Savvy Sun 23-May-21 21:21:18


Black Country - it's a dialect, not an accent. And it isn't Birmingham!

Here! Here! As someone from the Black Country, I get really annoyed being called a brummie.

lizzypopbottle Sun 23-May-21 23:21:19

I've heard that Sean Bean does a brilliant Sheffield accent. He's from Sheffield, of course. I never watched Game of Thrones (such violence and bloodshed) but I believe SB insisted all his GoT family had to do a Sheffield accent to fit in with his because he won't speak any other way and it wouldn't sound authentic if his 'family' spoke differently.

Nannina Mon 24-May-21 01:37:22

Perhaps it’s sometimes ancient stereotyping. I live in Yorkshire and often the accent is wrongly portrayed as ‘thee and thou’ and abbreviation of the to t’. I’m in my late 60s and there were echoes of that in my youth but very rarely now

Nannina Mon 24-May-21 01:45:54


I've heard that Sean Bean does a brilliant Sheffield accent. He's from Sheffield, of course. I never watched Game of Thrones (such violence and bloodshed) but I believe SB insisted all his GoT family had to do a Sheffield accent to fit in with his because he won't speak any other way and it wouldn't sound authentic if his 'family' spoke differently.

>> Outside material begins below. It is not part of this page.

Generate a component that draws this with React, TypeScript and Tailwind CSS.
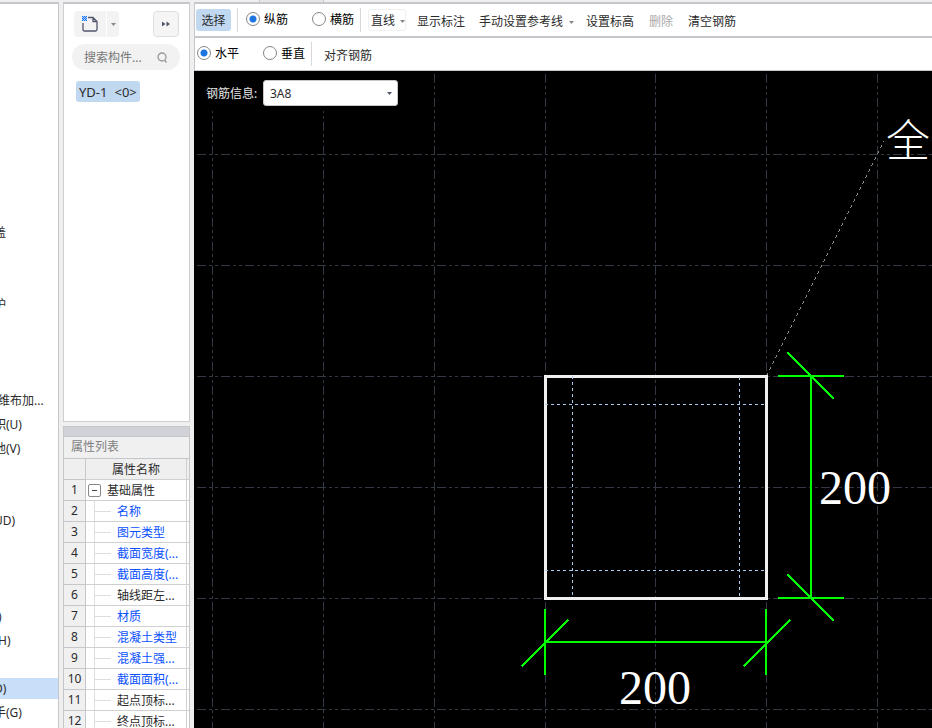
import { useState } from "react";
import type { ReactNode } from "react";

const menuRows: Record<number, { text: string; start: string; active?: boolean }> = {
  9: { text: "盖", start: "-ml-[6px]" },
  12: { text: "护", start: "-ml-[6px]" },
  16: { text: "维布加...", start: "-ml-0.5" },
  17: { text: "积(U)", start: "-ml-[6px]" },
  18: { text: "他(V)", start: "-ml-[6px]" },
  21: { text: "UD)", start: "-ml-[6px]" },
  25: { text: ")", start: "-ml-0.5" },
  26: { text: "H)", start: "-ml-0.5" },
  28: { text: "D)", start: "-ml-[6px]", active: true },
  29: { text: "手(G)", start: "-ml-[6px]" },
};

const properties = [
  { name: "基础属性", group: true, link: false },
  { name: "名称", group: false, link: true },
  { name: "图元类型", group: false, link: true },
  { name: "截面宽度(...", group: false, link: true },
  { name: "截面高度(...", group: false, link: true },
  { name: "轴线距左...", group: false, link: false },
  { name: "材质", group: false, link: true },
  { name: "混凝土类型", group: false, link: true },
  { name: "混凝土强...", group: false, link: true },
  { name: "截面面积(...", group: false, link: true },
  { name: "起点顶标...", group: false, link: false },
  { name: "终点顶标...", group: false, link: false },
];

function Caret({ className = "" }: { className?: string }) {
  return (
    <svg className={className} width="5" height="3" viewBox="0 0 5 3" aria-hidden="true">
      <path d="M0 0h5L2.5 3z" fill="currentColor" />
    </svg>
  );
}

function Radio({ name, label, checked, onPick }: { name: string; label: string; checked: boolean; onPick: () => void }) {
  return (
    <label className="flex items-center gap-1 text-black">
      <input
        type="radio"
        name={name}
        checked={checked}
        onChange={onPick}
        className="size-[14px] appearance-none rounded-full border border-[#858585] bg-white checked:bg-[radial-gradient(circle,#1b74e0_3px,#ffffff_4px)]"
      />
      <span className="pt-0.5">{label}</span>
    </label>
  );
}

function Separator() {
  return <span className="h-6 w-px shrink-0 bg-[#d8d8d8]" />;
}

function Command({ children, disabled }: { children: ReactNode; disabled?: boolean }) {
  return (
    <button type="button" disabled={disabled} className="flex shrink-0 items-center gap-1.5 whitespace-nowrap pt-1 disabled:text-[#aaaaaa]">
      {children}
    </button>
  );
}

function MenuList() {
  return (
    <nav className="min-h-0 w-[59px] flex-1 overflow-hidden border-r border-[#c4c6c8] bg-white">
      <ul>
        {Array.from({ length: 30 }, (_, i) => {
          const row = menuRows[i];
          return (
            <li key={i} className="flex h-6 items-center">
              {row && (
                <button
                  type="button"
                  className={`flex h-[21px] w-full items-center pt-0.5 whitespace-nowrap ${row.active ? "bg-[#c8dffa]" : ""}`}
                >
                  <span className={row.start}>{row.text}</span>
                </button>
              )}
            </li>
          );
        })}
      </ul>
    </nav>
  );
}

function ComponentPanel() {
  return (
    <section className="h-[418px] shrink-0 border-x border-b border-[#cdced2] bg-white pt-[7px] pr-[9px] pl-2">
      <div className="flex items-center pr-px pl-0.5">
        <button type="button" aria-label="新建" className="flex h-[26px] w-8 items-center justify-center rounded-l bg-[#f3f3f3]">
          <svg width="16" height="16" viewBox="0 0 16 16" fill="none" aria-hidden="true">
            <path d="M6 1.500h5l4 4V13.500q0 1.500-1.500 1.500h-11Q1 15 1 13.500V7M11 1.500V5.500h4" stroke="#50566b" strokeWidth="1.300" />
            <path d="M0 0h1v1H0zM2 0h1v1H2zM4 0h1v1H4zM1 1h1v1H1zM3 1h1v1H3zM0 2h1v1H0zM2 2h1v1H2zM4 2h1v1H4zM1 3h1v1H1zM3 3h1v1H3zM0 4h1v1H0zM2 4h1v1H2zM4 4h1v1H4z" fill="#1677f0" />
            <path d="M0 0h5v5H0z" fill="#1677f0" opacity=".35" />
          </svg>
        </button>
        <button type="button" aria-label="新建选项" className="ml-px flex h-[26px] w-3 items-center justify-center rounded-r bg-[#f3f3f3] text-[#888]">
          <Caret />
        </button>
        <button type="button" aria-label="展开" className="ml-auto flex size-[26px] items-center justify-center rounded border border-[#dedede] bg-[#f5f5f5]">
          <svg width="8" height="6" viewBox="0 0 8 6" aria-hidden="true">
            <path d="M0 0.500l3.500 2.500L0 5.500zM4.500 0.500L8 3L4.500 5.500z" fill="#50566b" />
          </svg>
        </button>
      </div>
      <label className="mt-[7px] flex h-[26px] items-center rounded-full bg-[#f2f2f2] pr-3 pl-3">
        <input aria-label="搜索构件" placeholder="搜索构件..." className="w-0 min-w-0 flex-1 bg-transparent pt-0.5 outline-none placeholder:text-[#777777]" />
        <svg width="11" height="11" viewBox="0 0 11 11" fill="none" stroke="#999" strokeWidth="1.300" aria-hidden="true">
          <circle cx="5" cy="5" r="4" />
          <path d="M7.500 8l2 2.500" />
        </svg>
      </label>
      <button type="button" className="mt-[11px] ml-1 flex h-[21px] items-center gap-[7px] rounded-[3px] bg-[#c1d8f1] px-[3px] text-[13px] whitespace-nowrap">
        <span>YD-1</span>
        <span>&lt;0&gt;</span>
      </button>
    </section>
  );
}

function PropertyPanel() {
  return (
    <section className="mt-1 min-h-0 flex-1 overflow-hidden border-x border-t border-[#c4c6ca] bg-white">
      <div className="h-[9px] bg-[#d0d2d8]" />
      <h2 className="flex h-[23px] items-center border-y border-[#c4c6ca] bg-[#f0f0f0] pb-px pl-[7px] text-[#808080]">属性列表</h2>
      <table className="w-full table-fixed border-separate border-spacing-0">
        <colgroup>
          <col className="w-[22px]" />
          <col />
          <col className="w-[2px]" />
        </colgroup>
        <thead>
          <tr className="h-[21px] bg-[#efefef]">
            <th className="border-r border-b border-[#c4c6ca] p-0" />
            <th className="border-r border-b border-[#d0d0d0] p-0 pt-0.5 font-normal">属性名称</th>
            <th className="border-b border-[#d0d0d0] p-0" />
          </tr>
        </thead>
        <tbody>
          {properties.map((p, i) => (
            <tr key={i} className="h-[21px]">
              <th className="border-r border-b border-[#c4c6ca] bg-[#f0f0f0] p-0 font-normal">{i + 1}</th>
              <td className="border-r border-b border-[#d0d0d0] p-0">
                {p.group ? (
                  <div className="flex h-5 items-center gap-[6px] pl-0.5 whitespace-nowrap">
                    <button type="button" aria-label="折叠" className="flex size-[13px] items-center justify-center rounded-[2px] border border-[#888]">
                      <span className="h-px w-[5px] bg-[#444]" />
                    </button>
                    <span className="pt-0.5">{p.name}</span>
                  </div>
                ) : (
                  <div className={`flex h-5 items-center pl-2 whitespace-nowrap ${p.link ? "text-[#0a50ff]" : ""}`}>
                    <span className="h-5 w-px bg-[#dedede]" />
                    <span className="mr-[6px] h-px w-4 bg-[#dedede]" />
                    <span className="pt-0.5">{p.name}</span>
                  </div>
                )}
              </td>
              <td className="border-b border-[#d0d0d0] p-0" />
            </tr>
          ))}
        </tbody>
      </table>
    </section>
  );
}

const columns = [212, 323, 434, 545, 655, 766, 877];
const rows = [154, 265, 376, 487, 598, 709];

function Drawing() {
  return (
    <svg className="block size-full" aria-label="截面图">
      <g transform="translate(-194 -71)">
        <g stroke="#333944" strokeDasharray="9 3 3 3 3 3" shapeRendering="crispEdges">
          {columns.map((x) => (
            <line key={x} x1={x + 0.5} x2={x + 0.5} y1="74" y2="2000" />
          ))}
          {rows.map((y) => (
            <line key={y} x1="197" x2="3000" y1={y + 0.5} y2={y + 0.5} />
          ))}
        </g>
        <path d="M766.500 376L884 141" stroke="#8c8c8c" strokeDasharray="3 3.700" shapeRendering="crispEdges" />
        <rect x="545.500" y="376.500" width="221" height="222" fill="none" stroke="#f0f0f0" strokeWidth="3" shapeRendering="crispEdges" />
        <path
          d="M572.500 376V598M739.500 377V598M545 404.500H767M545 570.500H766"
          fill="none"
          stroke="#a6caf0"
          strokeDasharray="3 3"
          shapeRendering="crispEdges"
        />
        <path
          d="M545 609V675M766 609V675M545 642H766M778 376H844M778 598H844M811 376V598M521.500 666.500L568 620M743.500 666.500L790 620M787.500 352.500L834 399M787.500 574.500L834 621"
          fill="none"
          stroke="#00ff00"
          strokeWidth="2"
          shapeRendering="crispEdges"
        />
        <g fill="#ffffff" className="font-['Liberation_Serif','Noto_Sans_CJK_SC',serif] text-[48px] font-light">
          <text x="619" y="704">200</text>
          <text x="819" y="504">200</text>
          <text x="886" y="157" className="text-[44px]">全</text>
        </g>
      </g>
    </svg>
  );
}

export default function App() {
  const [bar, setBar] = useState("纵筋");
  const [direction, setDirection] = useState("水平");
  return (
    <div className="flex h-screen flex-col overflow-hidden bg-[#efefef] font-['Noto_Sans','Noto_Sans_CJK_SC',sans-serif] text-[12px] leading-4 text-[#2b2b2b]">
      <div className="flex h-0.5 shrink-0 pl-[259px]">
        <div className="w-[65px] border-x border-[#c8c8c8] bg-[#e6e6e6]" />
      </div>
      <div className="flex min-h-0 flex-1">
        <div className="flex w-[59px] shrink-0 flex-col border-t-2 border-[#c5c7cc]">
          <MenuList />
        </div>
        <div className="mx-1 flex w-[127px] shrink-0 flex-col border-t-2 border-[#c5c7cc]">
          <ComponentPanel />
          <PropertyPanel />
        </div>
        <main className="flex min-w-0 flex-1 flex-col border-t-2 border-[#c5c7cc]">
          <div className="flex h-[34px] shrink-0 items-center border-b-2 border-l border-[#c5c7cc] bg-white pl-px">
            <button type="button" className="mr-[6px] h-[22px] w-[35px] shrink-0 rounded-[3px] bg-[#c1d8f1] pt-0.5">选择</button>
            <Separator />
            <div className="flex shrink-0 gap-6 pr-[6px] pb-0.5 pl-2">
              <Radio name="bar" label="纵筋" checked={bar === "纵筋"} onPick={() => setBar("纵筋")} />
              <Radio name="bar" label="横筋" checked={bar === "横筋"} onPick={() => setBar("横筋")} />
            </div>
            <Separator />
            <button type="button" className="ml-[7px] flex h-[22px] shrink-0 items-center gap-[5px] rounded-[3px] border border-[#f0f0f0] pt-0.5 pl-0.5 whitespace-nowrap">
              直线
              <Caret className="text-[#888]" />
            </button>
            <div className="flex items-center pl-[11px]">
              <Command>显示标注</Command>
              <span className="w-[14px]" />
              <Command>
                手动设置参考线
                <Caret className="text-[#888]" />
              </Command>
              <span className="w-3" />
              <Command>设置标高</Command>
              <span className="w-[15px]" />
              <Command disabled>删除</Command>
              <span className="w-[15px]" />
              <Command>清空钢筋</Command>
            </div>
          </div>
          <div className="flex h-[33px] shrink-0 items-center border-b border-l border-[#c5c7cc] bg-white pl-0.5">
            <div className="flex shrink-0 gap-6 pr-[6px] pb-0.5">
              <Radio name="direction" label="水平" checked={direction === "水平"} onPick={() => setDirection("水平")} />
              <Radio name="direction" label="垂直" checked={direction === "垂直"} onPick={() => setDirection("垂直")} />
            </div>
            <Separator />
            <span className="w-3" />
            <Command>对齐钢筋</Command>
          </div>
          <div className="relative min-h-0 flex-1 overflow-hidden bg-black">
            <Drawing />
            <div className="absolute top-0 left-0 flex h-10 items-center bg-black pt-1 pr-1 pl-3">
              <label htmlFor="rebar" className="w-[57px] pt-0.5 whitespace-nowrap text-[#e6e6e6]">钢筋信息:</label>
              <div className="relative">
                <select id="rebar" className="h-[26px] w-[135px] appearance-none rounded-[3px] border border-[#c8c8c8] bg-white pt-0.5 pl-[6px] text-[12px] text-[#2b2b2b]">
                  <option>3A8</option>
                </select>
                <Caret className="pointer-events-none absolute top-3 right-[6px] text-[#50566b]" />
              </div>
            </div>
          </div>
        </main>
      </div>
    </div>
  );
}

I agree SB, originally from just up the road, has an authentic Sheffield accent but not the stereotypical Yorkshire man of:
‘Yorkshire born, Yorkshire bred
strong in ‘t arm and thick in t’ head’ smile

Katie59 Mon 24-May-21 07:46:16

I bet SB would do a brilliant “Full Monty” too!.

Bluecat Mon 24-May-21 09:41:45

In 1985, there was a TV adaptation of "The Secret Diary of Adrian Mole" and I have held a grudge about the accent ever since then. "Adrian Mole" is set in Leicester which was the home of the writer, the late great Sue Townsend. It happens to be my home too, and I love the books. The adaptation irritated me because the actors had Birmingham accents, particularly Julie Walters who played Pauline Mole with a broad Brummie accent.

If anyone had done a smidgeon of research, they would have realised that people don't all have the same accent just because they live in the Midlands.